Javascript / Typescript映射较大对象的源对象属性

Question

I have a target class like this:

export interface person{
      name: string;
      age: string;
    //and another 40 properties
    }

I have a larger source object like:

 export interface BigPerson{
      name: string;
      age: string;
    //and another 100 properties
    }

My target have all the source properties but one (salary).

How can i get map the source data to target using javascript deconstruction or spread operator?

can i try something like

let {personObj: person} = bigPersonObj

if I use the common properties then I have to write a 30 line code

let {name,age,race,all my 30 properties} : ...bigPersonObj

Is there any shortcuts using spread or deconstruction?

Answer 1

This sounds like a JavaScript problem.

Since interfaces are just types, then you can't use them at runtime.

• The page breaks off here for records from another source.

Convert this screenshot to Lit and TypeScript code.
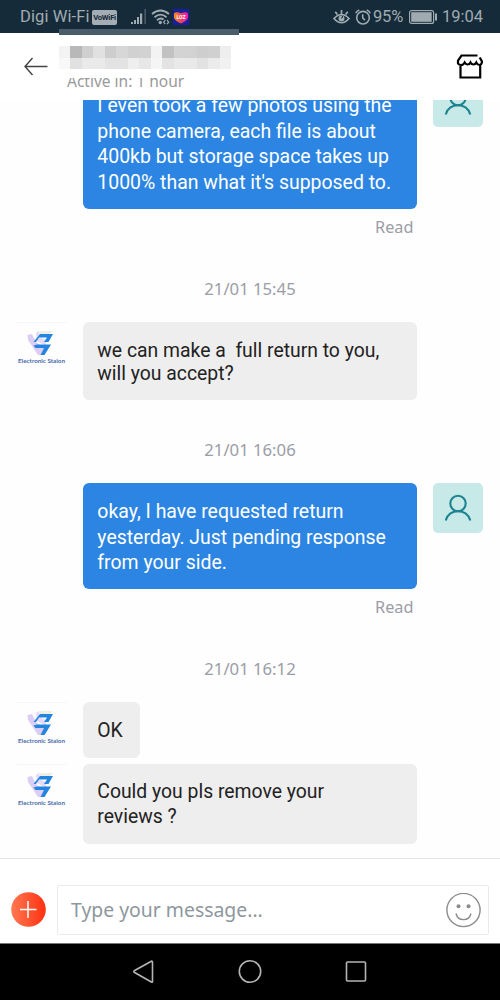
import { LitElement, html, css, svg, nothing } from "lit";
import { customElement, property } from "lit/decorators.js";

type Item =
  | { kind: "date"; text: string; height: number }
  | { kind: "read"; height: number }
  | { kind: "mine" | "shop"; lines: string[]; height: number; gap?: number; tight?: boolean; short?: boolean };

const ITEMS: Item[] = [
  {
    kind: "mine",
    height: 132,
    lines: [
      "I even took a few photos using the",
      "phone camera, each file is about",
      "400kb but storage space takes up",
      "1000% than what it's supposed to.",
    ],
  },
  { kind: "read", height: 36 },
  { kind: "date", text: "21/01 15:45", height: 77 },
  {
    kind: "shop",
    height: 78,
    tight: true,
    lines: ["we can make a  full return to you,", "will you accept?"],
  },
  { kind: "date", text: "21/01 16:06", height: 83 },
  {
    kind: "mine",
    height: 106,
    lines: ["okay, I have requested return", "yesterday. Just pending response", "from your side."],
  },
  { kind: "read", height: 36 },
  { kind: "date", text: "21/01 16:12", height: 77 },
  { kind: "shop", height: 56, short: true, lines: ["OK"] },
  { kind: "shop", height: 80, gap: 5.6, lines: ["Could you pls remove your", "reviews ?"] },
];

@customElement("status-bar")
export class StatusBar extends LitElement {
  static styles = css`
    :host {
      display: flex;
      align-items: center;
      height: 33px;
      padding: 1px 17px 0 20px;
      box-sizing: border-box;
      background: #152b39;
      color: #a0abb1;
      font: 16.5px/32px Roboto, sans-serif;
      white-space: nowrap;
    }
    .vowifi {
      margin-left: 3px;
      width: 25px;
      height: 15px;
      border-radius: 2px;
      background: #a3adb3;
      color: #152b39;
      font: bold 7.8px/15px Roboto, sans-serif;
      text-align: center;
      letter-spacing: -0.3px;
    }
    .signal { margin-left: 13px; }
    .wifi { margin-left: 4px; }
    .app { margin-left: 3px; }
    .right { display: flex; align-items: center; margin-left: auto; }
    .alarm { margin-left: 5px; }
    .pct { margin-left: 2px; width: 31px; letter-spacing: -0.2px; }
    .battery { margin: 0 4px 0 5px; }
    svg { display: block; }
    .carrier { letter-spacing: 0.1px; width: 69px; }
    .clock { width: 41px; }
  `;
  render() {
    return html`
      <span class="carrier">Digi Wi-Fi</span>
      <span class="vowifi">VoWiFi</span>
      <svg class="signal" width="17" height="16" viewBox="0 0 17 16">
        <g fill="#a0abb1">
          <rect x="1" y="13" width="2" height="2" /><rect x="4" y="11" width="2" height="4" />
          <rect x="7" y="8" width="2" height="7" /><rect x="10" y="4.500" width="2.200" height="10.500" />
          <rect x="14.500" y="0" width="1.300" height="15" opacity=".45" />
        </g>
      </svg>
      <svg class="wifi" width="19" height="16" viewBox="0 0 19 16" fill="none" stroke="#a0abb1" stroke-width="1.800">
        <path d="M1 5Q9.500-2 18 5M3.500 8.200Q9.500 3 15.500 8.200M6 11.200Q9.500 8.200 12.500 10.500" />
        <circle cx="9.300" cy="13.500" r="1.700" fill="#a0abb1" stroke="none" />
        <path d="M14.300 11.200l-1.700 2 1.700 2M16 11.200l1.700 2-1.700 2" stroke-width="1.200" />
      </svg>
      <svg class="app" width="16" height="16" viewBox="0 0 16 16">
        <defs><linearGradient id="h"><stop stop-color="#ff8a18" /><stop offset=".55" stop-color="#f73c62" /><stop offset="1" stop-color="#ef18b4" /></linearGradient></defs>
        <rect width="16" height="16" fill="#1420a0" />
        <path d="M1 4.500Q3 2 8 4.300Q13 2 15 4.500V9Q13.500 12 8 14.500Q2.500 12 1 9Z" fill="url(#h)" />
        <text x="8" y="10" font-size="5" font-weight="bold" text-anchor="middle" fill="#fff">LOZ</text>
      </svg>
      <span class="right">
        <svg width="17" height="16" viewBox="0 0 17 16" fill="none" stroke="#a0abb1" stroke-width="1.700">
          <path d="M1 9.500Q8.500 1.500 16 9.500Q8.500 18 1 9.500ZM8.500 5V1M4.300 5.500L2.300 2.800M12.700 5.500L14.700 2.800" />
          <circle cx="8.500" cy="9.500" r="3" fill="#a0abb1" stroke="none" />
          <path d="M8 9.200Q10 9 9.500 7" stroke="#152b39" stroke-width="1" />
        </svg>
        <svg class="alarm" width="16" height="16" viewBox="0 0 16 16" fill="none" stroke="#a0abb1" stroke-width="1.600">
          <circle cx="8" cy="8.700" r="6.300" />
          <path d="M.8 4.200Q1.700 1.800 4.300 1M15.200 4.200Q14.300 1.800 11.700 1M7.700 5.200V9L10 11.200" />
        </svg>
        <span class="pct">95%</span>
        <svg class="battery" width="29" height="14" viewBox="0 0 29 14">
          <rect x=".6" y=".6" width="24" height="12.800" rx="2" fill="none" stroke="#a0abb1" stroke-width="1.200" />
          <rect x="2.200" y="2.200" width="20.500" height="9.600" fill="#a0abb1" />
          <rect x="26" y="3.500" width="2" height="7" fill="#a0abb1" />
        </svg>
        <span class="clock">19:04</span>
      </span>
    `;
  }
}

const MOSAIC = [
  ["#f3f3f3", "#b8b8b8", "#cfcfcf", "#e1e1e1", "#cdcdcd", "#d7d7d7", "#d1d1d1", "#d2d2d2", "#f3f3f3", "#c2c2c2", "#d3d3d3", "#d2d2d2", "#cecece", "#d0d0d0", "#eeeeee"],
  ["#f8f8f8", "#e1e1e1", "#eaeaea", "#eaeaea", "#e3e3e3", "#e3e3e3", "#eeeeee", "#e7e7e7", "#f5f5f5", "#e3e3e3", "#e9e9e9", "#e9e9e9", "#e2e2e2", "#ebebeb", "#f1f1f1"],
];

@customElement("chat-header")
export class ChatHeader extends LitElement {
  static styles = css`
    :host {
      display: grid;
      grid-template-columns: 58.500px 180.500px 1fr auto;
      height: 67px;
      background: #fff;
      padding-right: 17px;
      box-sizing: border-box;
    }
    .back { margin: 24px 0 0 24px; display: block; }
    .strip { margin-top: -4px; height: 5.500px; background: #485d69; position: relative; }
    .mosaic { display: grid; grid-template-columns: repeat(15, 11.530px); grid-auto-rows: 11.500px; margin-top: 11.500px; }
    .active {
      height: 14px;
      margin-left: 8.500px;
      margin-top: 8.500px;
      overflow: hidden;
      color: #999;
      font: 15.500px/16px "Noto Sans", sans-serif;
      white-space: nowrap;
    }
    .active span { display: block; margin-top: -5px; }
    .store { display: block; margin-top: 20px; grid-column: 4; }
  `;
  render() {
    return html`
      <svg class="back" width="25" height="19" viewBox="0 0 25 19" fill="none" stroke="#444" stroke-width="1.400">
        <path d="M23.500 9.500H1M8.500 1L1 9.500L8.500 18" />
      </svg>
      <div>
        <div class="strip"></div>
        <div class="mosaic">
          ${MOSAIC.flat().map((c) => html`<i style="background:${c}"></i>`)}
        </div>
        <div class="active"><span>Active in: 1 hour</span></div>
      </div>
      <svg class="store" width="28" height="27" viewBox="0 0 28 27" fill="none" stroke="#000" stroke-width="2.200">
        <path d="M22.500 2.500H6.500L3 7.500V10.500Q4 12 6 12Q8.500 12 9.700 9.500Q11 11.500 12.800 11.500Q14.500 11.500 15.500 9.500Q16.500 11.500 18.500 11.500Q20.200 11.500 21.300 9.500Q22.500 12 24.500 12Q27 11.500 27 8.500L24.700 4.500M5.500 12V24.500H25.200V12" />
      </svg>
    `;
  }
}

@customElement("chat-avatar")
export class ChatAvatar extends LitElement {
  @property({ type: Boolean }) shop = false;
  static styles = css`
    :host { display: block; width: 50px; height: 50px; flex: none; }
    svg { display: block; }
    text { font: 700 6.100px Lato, sans-serif; }
  `;
  render() {
    if (!this.shop) {
      return html`<svg width="50" height="50" viewBox="0 0 50 50" fill="none" stroke="#1c8490" stroke-width="2.100">
        <rect width="50" height="50" rx="5" fill="#c7e9e7" stroke="none" />
        <circle cx="25" cy="20.500" r="7.700" />
        <path d="M12.700 37.500C16 25 34 25 37.300 37.500" />
      </svg>`;
    }
    return html`<svg width="50" height="50" viewBox="0 0 50 50">
      <path d="M0 .5H50" stroke="#f5f5f5" />
      <path d="M21 10L24 9H36L32 13H21Z" fill="#eeeee4" />
      <path d="M10.500 13L15 12L19 20L28 27L25 33H21L11 18Z" fill="#dccdf5" />
      <path d="M19 11L22 9V15L29 18V24L20 19Z" fill="#e5daf7" />
      <path d="M23 12H36L31.500 20H27L30 15.500H22L19 20H16.500Z" fill="#2385df" />
      <path d="M16.500 23.500L20 22.500H34L27.500 33H23.500L27 26H18.500Z" fill="#2385df" />
      <text x="1" y="41.300" textLength="47" lengthAdjust="spacingAndGlyphs" fill="#4969ad">Electronic Staion</text>
    </svg>`;
  }
}

@customElement("chat-thread")
export class ChatThread extends LitElement {
  static styles = css`
    :host { display: block; height: 758px; overflow: hidden; background: #fefefe; }
    .list { display: flex; flex-direction: column; margin-top: -23px; }
    .date, .read {
      display: flex;
      box-sizing: border-box;
      color: #9a9da7;
      font: 16.700px/20px "Noto Sans", sans-serif;
    }
    .read { align-items: center; justify-content: flex-end; padding-right: 86.500px; font-size: 16.300px; }
    .date { align-items: flex-start; justify-content: center; padding-top: 34px; }
    .date.low { padding-top: 40px; }
    .row { display: flex; align-items: flex-start; padding: 0 16.700px; gap: 16.600px; }
    .bubble {
      box-sizing: border-box;
      width: 333.400px;
      border-radius: 6px;
      padding: 1px 14px 0;
      display: flex;
      flex-direction: column;
      justify-content: center;
      color: #222;
      background: #eee;
      font: 19.360px/25.500px Roboto, sans-serif;
      white-space: pre;
    }
    .bubble.tight { line-height: 23px; }
    .bubble.short { width: 56.700px; }
    .mine { justify-content: flex-end; }
    .mine .bubble { background: #2c85e2; color: #fff; font-size: 19.460px; padding-top: 2.500px; }
  `;
  private item(i: Item) {
    if (i.kind === "date")
      return html`<div class="date ${i.height > 80 ? "low" : ""}" style="height:${i.height}px">${i.text}</div>`;
    if (i.kind === "read") return html`<div class="read" style="height:${i.height}px">Read</div>`;
    const mine = i.kind === "mine";
    return html`<div class="row ${i.kind}" style="margin-top:${i.gap ?? 0}px">
      ${mine ? nothing : html`<chat-avatar shop></chat-avatar>`}
      <div class="bubble ${i.tight ? "tight" : ""} ${i.short ? "short" : ""}" style="height:${i.height}px">${i.lines.map((l) => html`<span>${l}</span>`)}</div>
      ${mine ? html`<chat-avatar></chat-avatar>` : nothing}
    </div>`;
  }
  render() {
    return html`<div class="list">${ITEMS.map((i) => this.item(i))}</div>`;
  }
}

@customElement("message-composer")
export class MessageComposer extends LitElement {
  static styles = css`
    :host {
      display: flex;
      height: 85px;
      box-sizing: border-box;
      border-top: 1px solid #e4e4e4;
      background: #fff;
      padding: 26px 11px 0 11px;
      gap: 11px;
    }
    .add { margin-top: 7px; display: block; }
    .field {
      flex: 1;
      height: 50px;
      box-sizing: border-box;
      border: 1px solid #ebebeb;
      border-radius: 2px;
      display: flex;
      align-items: center;
      justify-content: space-between;
      padding: 0 7.500px 0 13px;
      color: #8e979e;
      font: 19.400px/26px "Noto Sans", sans-serif;
      white-space: nowrap;
    }
  `;
  render() {
    return html`
      <svg class="add" width="35" height="35" viewBox="0 0 35 35">
        <defs><linearGradient id="g" x1="0" x2="1"><stop stop-color="#ff7952" /><stop offset="1" stop-color="#ff3010" /></linearGradient></defs>
        <circle cx="17.500" cy="17.500" r="17.300" fill="url(#g)" />
        <path d="M17 9V26M9 17.500H25.500" stroke="#fff" stroke-width="1.500" />
      </svg>
      <div class="field">
        <span>Type your message...</span>
        <svg width="35" height="35" viewBox="0 0 35 35" fill="none" stroke="#8c8c8c" stroke-width="1.400">
          <circle cx="17.500" cy="17" r="16.600" />
          <path d="M10 20.500C12 28.700 23 28.700 25 20.500" />
          <g fill="#8c8c8c" stroke="none"><circle cx="12.500" cy="13.200" r="2" /><circle cx="22.500" cy="13.200" r="2" /></g>
        </svg>
      </div>
    `;
  }
}

@customElement("nav-bar")
export class NavBar extends LitElement {
  static styles = css`
    :host {
      display: flex;
      justify-content: center;
      gap: 82px;
      height: 57px;
      box-sizing: border-box;
      border-top: 1px solid #777;
      padding-top: 15px;
      background: #000;
    }
    svg { display: block; }
  `;
  render() {
    const shapes = [
      svg`<path d="M20.500 3.500V22.500Q20.500 23.800 19.300 23L2.200 13.200Q1.200 12.500 2.200 11.800L19.300 2.200Q20.500 1.600 20.500 3.500Z" />`,
      svg`<circle cx="12" cy="12.500" r="10.700" />`,
      svg`<rect x="2.500" y="3" width="19" height="19" rx="1" />`,
    ];
    return html`${shapes.map(
      (s) => html`<svg width="24" height="25" viewBox="0 0 24 25" fill="none" stroke="#b4b4b4" stroke-width="1.600">${s}</svg>`,
    )}`;
  }
}

@customElement("app-root")
export class AppRoot extends LitElement {
  static styles = css`
    :host { display: flex; flex-direction: column; width: 500px; height: 1000px; overflow: hidden; background: #fff; }
  `;
  render() {
    return html`<status-bar></status-bar><chat-header></chat-header><chat-thread></chat-thread><message-composer></message-composer><nav-bar></nav-bar>`;
  }
}
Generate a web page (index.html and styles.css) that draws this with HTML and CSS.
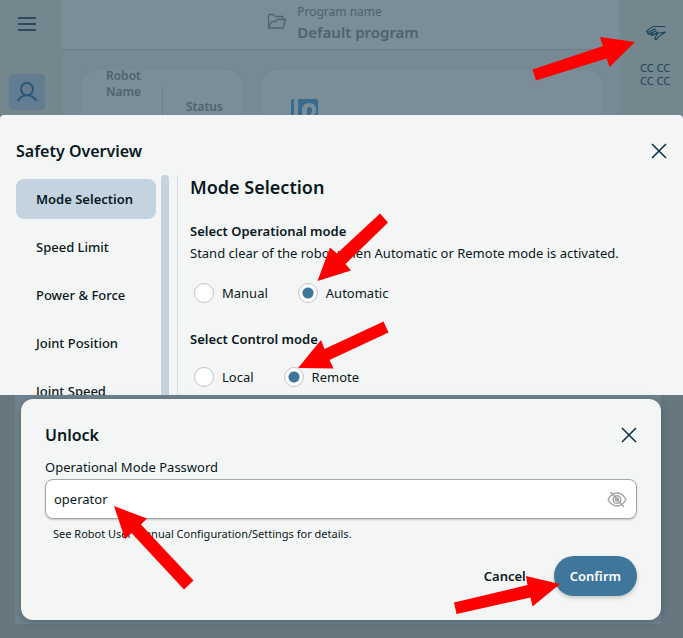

So you need to create a concrete object to pick from the big person, however this cannot be done with deconstruction or spread, my best answer would be to create an array of properties and reduce them to an object.

const reduceToPerson = (sum, element) => {
    sum[element] = bigPersonObj[element];
    return sum;
});
const person = ["name", "age", ...].reduce(reduceToPerson, {});

You could also do the 30 properties the way you want it

const {name, age, ...}: person = bigPersonObject;

However you can't really reuse this code compared to an array.